To fully crush the perceived threat, the state required a more permanent example—a public spectacle that would terrify the population into total submission. The authorities turned their gaze toward the leaders of the secular clergy: Fathers Mariano Gomez, José Burgos, and Jacinto Zamora. The stage was now set for a trial and execution that would become the most significant turning point in nineteenth-century Philippine history.

Saturnino’s Manila

This climate of fear and restraint is the exact world encountered by Saturnino Enrich upon his arrival in Manila in 1873. The “Reign of Terror” was not a distant memory, but a living reality that shaped every social interaction and editorial decision. In The Mariquina Manuscript, this historical trauma provides the atmospheric pressure for the narrative; the protagonist moves through a city that is outwardly subdued, yet inwardly transformed by the events of 1872. Saturnino arrives just as the echoes of the “Iron Fist” are at their loudest, finding a society where the silence of the archives is often a matter of life and death.

Author’s Note on Sources and Interpretation

This archival essay accompanies The Mariquina Manuscript and is intended to provide historical context rather than a definitive academic account. The events described here—particularly those surrounding censorship, surveillance, and colonial repression after 1872—are drawn from established historical research, contemporary accounts, and later scholarly interpretations.

Where the historical record is incomplete, contested, or shaped by colonial bias, this piece adopts interpretations commonly advanced by Filipino historians and contextual historians of Spanish imperial rule.
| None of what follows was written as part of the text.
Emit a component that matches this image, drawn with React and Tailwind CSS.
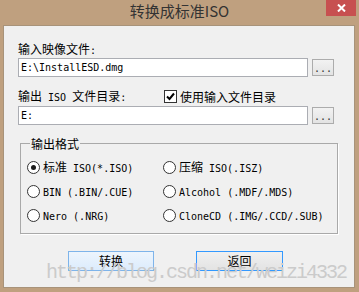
const cjk = /[\u3000-\u9fff\uff00-\uffef]/

// SimSun-ish metrics: CJK 12px wide, ASCII 6px wide
function T({ s }) {
  const parts = s.match(/[\u3000-\u9fff\uff00-\uffef]+|[^\u3000-\u9fff\uff00-\uffef]+/g) || []
  return parts.map((p, i) =>
    cjk.test(p) ? (
      <span key={i} className="font-['Noto_Sans_CJK_SC',sans-serif] text-[12px]">{p}</span>
    ) : (
      <span key={i} className="font-['DejaVu_Sans_Mono',monospace] text-[10px] whitespace-pre">{p}</span>
    )
  )
}

function Browse() {
  return (
    <div className="w-[22px] h-[17px] border border-[#acacac] bg-gradient-to-b from-[#f2f2f2] to-[#e3e3e3] flex items-end justify-center pb-[1px]">
      <span className="font-['DejaVu_Sans_Mono',monospace] text-[10px] leading-[10px] text-[#333]">...</span>
    </div>
  )
}

function Radio({ checked, label }) {
  return (
    <div className="flex items-center">
      <div className="w-[13px] h-[13px] rounded-full border border-[#333] bg-white flex items-center justify-center">
        {checked && <div className="w-[5px] h-[5px] rounded-full bg-[#1a1a1a]" />}
      </div>
      <div className="ml-[3px] leading-[12px] text-black whitespace-nowrap"><T s={label} /></div>
    </div>
  )
}

export default function App() {
  return (
    <div className="w-[359px] h-[292px] bg-[#bfa07f] flex flex-col overflow-hidden">
      {/* title bar */}
      <div className="h-[25px] relative flex justify-center">
        <span className="font-['Noto_Sans_CJK_SC',sans-serif] text-[15px] leading-[22px] text-[#333]">转换成标准ISO</span>
        <div className="absolute top-0 right-[3px] w-[30px] h-[16px] bg-[#c75050] flex items-center justify-center">
          <svg width="9" height="8" viewBox="0 0 9 8">
            <path d="M1 0.5 L8 7.5 M8 0.5 L1 7.5" stroke="#fff" strokeWidth="2" />
          </svg>
        </div>
      </div>

      {/* client area */}
      <div className="ml-[3px] mr-[4px] h-[263px] border border-[#a8937a] bg-[#f0f0f0] relative pl-[14px] pt-[16px]">
        <div className="h-[12px] leading-[12px] text-black"><T s="输入映像文件:" /></div>
        <div className="mt-[4px] flex items-center gap-[4px]">
          <div className="w-[290px] h-[19px] border border-[#abadb3] bg-white px-[2px] flex items-center leading-[12px] text-black">
            <T s="E:\InstallESD.dmg" />
          </div>
          <Browse />
        </div>

        <div className="mt-[13px] h-[13px] flex items-center">
          <div className="w-[146px] leading-[12px] text-black"><T s="输出 ISO 文件目录:" /></div>
          <div className="w-[13px] h-[13px] border border-[#333] bg-white flex items-center justify-center">
            <svg width="11" height="11" viewBox="0 0 11 11">
              <path d="M2 5.5 L4.5 8 L9 2.5" stroke="#000" strokeWidth="2" fill="none" />
            </svg>
          </div>
          <div className="ml-[3px] leading-[12px] text-black"><T s="使用输入文件目录" /></div>
        </div>
        <div className="mt-[3px] flex items-center gap-[4px]">
          <div className="w-[290px] h-[19px] border border-[#abadb3] bg-white px-[2px] flex items-center leading-[12px] text-black">
            <T s="E:" />
          </div>
          <Browse />
        </div>

        <fieldset className="mt-[12px] ml-[2px] w-[318px] border border-[#a9a9a9] shadow-[1px_1px_0_#fff] pt-[6px] pb-[6px] pl-[6px]">
          <legend className="ml-[3px] px-[1px] h-[12px] leading-[12px] text-black"><T s="输出格式" /></legend>
          <div className="grid grid-cols-[136px_1fr] auto-rows-[24px] items-center">
            <Radio checked label="标准 ISO(*.ISO)" />
            <Radio label="压缩 ISO(.ISZ)" />
            <Radio label="BIN (.BIN/.CUE)" />
            <Radio label="Alcohol (.MDF/.MDS)" />
            <Radio label="Nero (.NRG)" />
            <Radio label="CloneCD (.IMG/.CCD/.SUB)" />
          </div>
        </fieldset>

        <div className="mt-[17px] ml-[50px] flex gap-[42px]">
          <button className="w-[86px] h-[20px] border border-[#7eb4ea] bg-gradient-to-b from-[#edf5fd] to-[#dcecfc] flex items-center justify-center leading-[12px] text-black">
            <T s="转换" />
          </button>
          <button className="w-[87px] h-[20px] border border-[#3399ff] bg-gradient-to-b from-[#f0f0f0] to-[#e3e3e3] flex items-center justify-center leading-[12px] text-black">
            <T s="返回" />
          </button>
        </div>

        {/* watermark */}
        <div className="absolute left-[42px] top-[237px] font-['Liberation_Mono',monospace] text-[20px] leading-[20px] tracking-[-2px] text-[#cbcbcb] whitespace-nowrap pointer-events-none">
          http://blog.csdn.net/weizi4332
        </div>
      </div>
    </div>
  )
}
In a few instances, plausible reconstructions are used to illuminate the lived experience of the period; these are consistent with the known structures and practices of the time, though not always documented in surviving administrative records.

This approach reflects the same guiding principle as the novel itself: to remain faithful to historical reality while acknowledging the silences, distortions, and absences that define colonial archives.